Data listing
------------------------

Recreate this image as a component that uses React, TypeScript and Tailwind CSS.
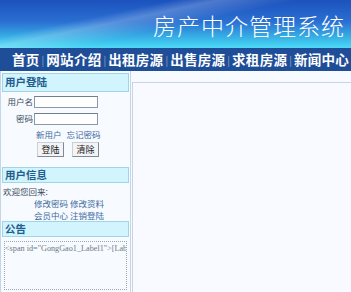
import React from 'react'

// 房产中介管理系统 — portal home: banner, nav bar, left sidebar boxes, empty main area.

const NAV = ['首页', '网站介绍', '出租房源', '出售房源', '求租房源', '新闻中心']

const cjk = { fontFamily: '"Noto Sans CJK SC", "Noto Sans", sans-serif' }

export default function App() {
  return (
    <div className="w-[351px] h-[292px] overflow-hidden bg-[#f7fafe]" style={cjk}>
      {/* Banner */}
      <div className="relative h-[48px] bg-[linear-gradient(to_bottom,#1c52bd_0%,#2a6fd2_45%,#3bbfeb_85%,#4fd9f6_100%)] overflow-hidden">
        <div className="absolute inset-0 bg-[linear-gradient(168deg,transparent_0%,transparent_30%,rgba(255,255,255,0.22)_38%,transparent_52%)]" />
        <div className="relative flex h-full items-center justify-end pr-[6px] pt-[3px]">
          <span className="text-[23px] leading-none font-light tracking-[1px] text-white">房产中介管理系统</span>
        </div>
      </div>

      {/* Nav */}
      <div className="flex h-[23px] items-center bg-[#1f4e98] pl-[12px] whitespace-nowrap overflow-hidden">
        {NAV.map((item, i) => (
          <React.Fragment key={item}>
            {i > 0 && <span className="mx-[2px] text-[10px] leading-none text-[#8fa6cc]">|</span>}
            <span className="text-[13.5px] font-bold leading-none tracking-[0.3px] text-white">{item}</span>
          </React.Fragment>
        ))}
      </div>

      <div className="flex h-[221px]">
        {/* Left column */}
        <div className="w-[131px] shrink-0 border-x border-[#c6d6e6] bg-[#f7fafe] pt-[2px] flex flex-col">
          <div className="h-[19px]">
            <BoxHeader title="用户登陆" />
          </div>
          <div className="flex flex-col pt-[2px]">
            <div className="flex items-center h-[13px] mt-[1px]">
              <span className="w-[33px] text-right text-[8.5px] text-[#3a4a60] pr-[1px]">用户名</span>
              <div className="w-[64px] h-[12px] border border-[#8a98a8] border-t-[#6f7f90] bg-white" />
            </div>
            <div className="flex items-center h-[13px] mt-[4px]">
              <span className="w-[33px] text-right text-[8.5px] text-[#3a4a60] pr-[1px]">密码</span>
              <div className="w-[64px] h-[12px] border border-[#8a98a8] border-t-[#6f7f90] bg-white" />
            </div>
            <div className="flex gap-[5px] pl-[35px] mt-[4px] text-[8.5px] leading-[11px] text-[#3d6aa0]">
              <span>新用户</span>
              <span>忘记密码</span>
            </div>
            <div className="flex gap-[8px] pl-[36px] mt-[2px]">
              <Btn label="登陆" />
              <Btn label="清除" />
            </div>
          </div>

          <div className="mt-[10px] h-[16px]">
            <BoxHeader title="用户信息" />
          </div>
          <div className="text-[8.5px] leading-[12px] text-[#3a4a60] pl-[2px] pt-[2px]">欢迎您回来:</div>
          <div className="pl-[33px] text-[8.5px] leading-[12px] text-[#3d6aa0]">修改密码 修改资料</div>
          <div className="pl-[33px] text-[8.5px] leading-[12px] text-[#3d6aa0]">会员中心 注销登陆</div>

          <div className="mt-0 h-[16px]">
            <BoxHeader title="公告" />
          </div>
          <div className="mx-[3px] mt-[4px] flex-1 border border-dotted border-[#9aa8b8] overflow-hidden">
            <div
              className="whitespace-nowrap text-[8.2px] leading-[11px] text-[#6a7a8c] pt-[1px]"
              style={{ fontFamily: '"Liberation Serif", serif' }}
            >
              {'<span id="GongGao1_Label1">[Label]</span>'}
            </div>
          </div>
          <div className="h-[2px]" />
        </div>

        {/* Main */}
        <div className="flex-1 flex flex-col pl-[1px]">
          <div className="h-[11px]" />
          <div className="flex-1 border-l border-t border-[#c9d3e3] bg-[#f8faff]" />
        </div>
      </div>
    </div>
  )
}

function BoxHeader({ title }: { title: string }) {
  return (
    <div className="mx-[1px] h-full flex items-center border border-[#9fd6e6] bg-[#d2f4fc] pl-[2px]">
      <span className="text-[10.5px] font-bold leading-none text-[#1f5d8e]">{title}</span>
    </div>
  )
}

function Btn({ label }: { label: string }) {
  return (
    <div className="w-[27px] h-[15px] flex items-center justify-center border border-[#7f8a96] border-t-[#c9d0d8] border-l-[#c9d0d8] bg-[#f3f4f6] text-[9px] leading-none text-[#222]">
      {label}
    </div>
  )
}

------------------------

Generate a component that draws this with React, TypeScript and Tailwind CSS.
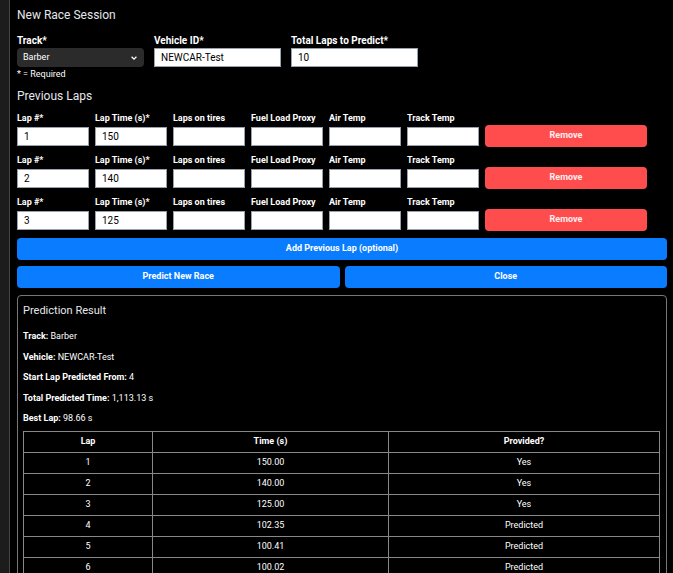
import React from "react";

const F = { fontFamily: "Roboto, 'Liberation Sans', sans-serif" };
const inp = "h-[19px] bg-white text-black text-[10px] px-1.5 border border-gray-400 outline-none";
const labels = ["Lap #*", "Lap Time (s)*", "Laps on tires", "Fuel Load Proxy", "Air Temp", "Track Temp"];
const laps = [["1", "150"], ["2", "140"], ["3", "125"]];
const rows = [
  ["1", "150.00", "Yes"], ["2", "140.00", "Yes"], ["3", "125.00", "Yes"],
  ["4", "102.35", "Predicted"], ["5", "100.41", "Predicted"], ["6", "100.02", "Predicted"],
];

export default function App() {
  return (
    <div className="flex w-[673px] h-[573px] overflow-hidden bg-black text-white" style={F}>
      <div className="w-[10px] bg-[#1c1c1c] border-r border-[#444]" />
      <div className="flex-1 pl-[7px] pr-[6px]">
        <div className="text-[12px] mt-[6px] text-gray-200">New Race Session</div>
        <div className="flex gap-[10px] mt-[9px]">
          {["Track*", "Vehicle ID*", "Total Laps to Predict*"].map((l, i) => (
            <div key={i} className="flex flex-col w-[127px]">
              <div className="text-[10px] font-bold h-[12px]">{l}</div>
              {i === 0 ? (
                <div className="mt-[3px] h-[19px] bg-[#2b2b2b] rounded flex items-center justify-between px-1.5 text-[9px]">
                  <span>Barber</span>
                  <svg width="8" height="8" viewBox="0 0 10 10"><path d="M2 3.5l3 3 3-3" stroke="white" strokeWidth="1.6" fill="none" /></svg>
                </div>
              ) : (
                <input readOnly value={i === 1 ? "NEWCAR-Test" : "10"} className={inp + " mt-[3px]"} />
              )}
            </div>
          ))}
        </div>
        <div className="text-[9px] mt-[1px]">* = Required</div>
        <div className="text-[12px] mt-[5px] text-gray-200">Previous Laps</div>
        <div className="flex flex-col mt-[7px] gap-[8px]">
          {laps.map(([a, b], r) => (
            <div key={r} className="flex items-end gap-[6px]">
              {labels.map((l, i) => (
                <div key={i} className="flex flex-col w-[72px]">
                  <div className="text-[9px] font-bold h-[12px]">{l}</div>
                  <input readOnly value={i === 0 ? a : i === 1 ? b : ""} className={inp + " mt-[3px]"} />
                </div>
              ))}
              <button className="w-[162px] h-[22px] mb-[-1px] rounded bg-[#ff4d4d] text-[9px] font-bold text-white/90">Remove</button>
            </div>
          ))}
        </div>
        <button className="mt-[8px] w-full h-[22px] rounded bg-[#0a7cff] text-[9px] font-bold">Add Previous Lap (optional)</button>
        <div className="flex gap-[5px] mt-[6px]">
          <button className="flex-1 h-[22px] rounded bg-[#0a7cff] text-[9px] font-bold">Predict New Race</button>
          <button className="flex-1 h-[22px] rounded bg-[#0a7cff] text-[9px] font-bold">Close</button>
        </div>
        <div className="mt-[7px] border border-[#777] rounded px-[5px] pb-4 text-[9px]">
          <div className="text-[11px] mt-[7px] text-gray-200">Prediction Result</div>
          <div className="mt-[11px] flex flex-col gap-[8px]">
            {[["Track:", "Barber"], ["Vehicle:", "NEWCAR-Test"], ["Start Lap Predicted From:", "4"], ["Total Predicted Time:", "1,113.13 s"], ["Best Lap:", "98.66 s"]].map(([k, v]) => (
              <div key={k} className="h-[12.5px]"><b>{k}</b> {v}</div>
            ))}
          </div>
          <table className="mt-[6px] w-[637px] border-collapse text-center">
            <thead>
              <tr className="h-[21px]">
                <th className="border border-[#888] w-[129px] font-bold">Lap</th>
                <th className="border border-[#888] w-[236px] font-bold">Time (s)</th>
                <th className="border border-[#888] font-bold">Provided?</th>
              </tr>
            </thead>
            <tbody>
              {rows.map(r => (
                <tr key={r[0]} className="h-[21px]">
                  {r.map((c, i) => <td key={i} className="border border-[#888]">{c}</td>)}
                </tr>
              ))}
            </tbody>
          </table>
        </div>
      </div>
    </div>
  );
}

------------------------

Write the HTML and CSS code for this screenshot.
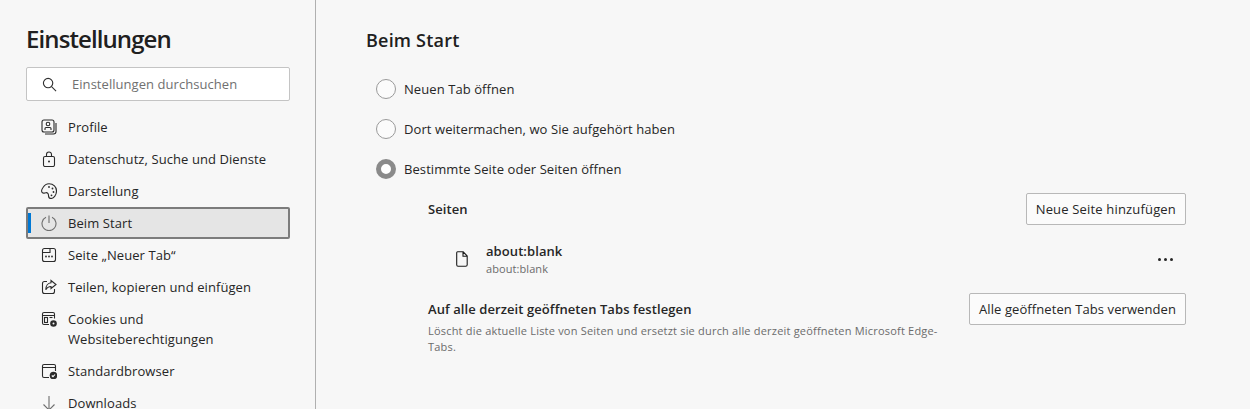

------------------------

What the task asks
Report every line in the data above in which the word "that" appears.

Answer in full
Recreate this image as a component that uses React, TypeScript and Tailwind CSS.
Generate a component that draws this with React, TypeScript and Tailwind CSS.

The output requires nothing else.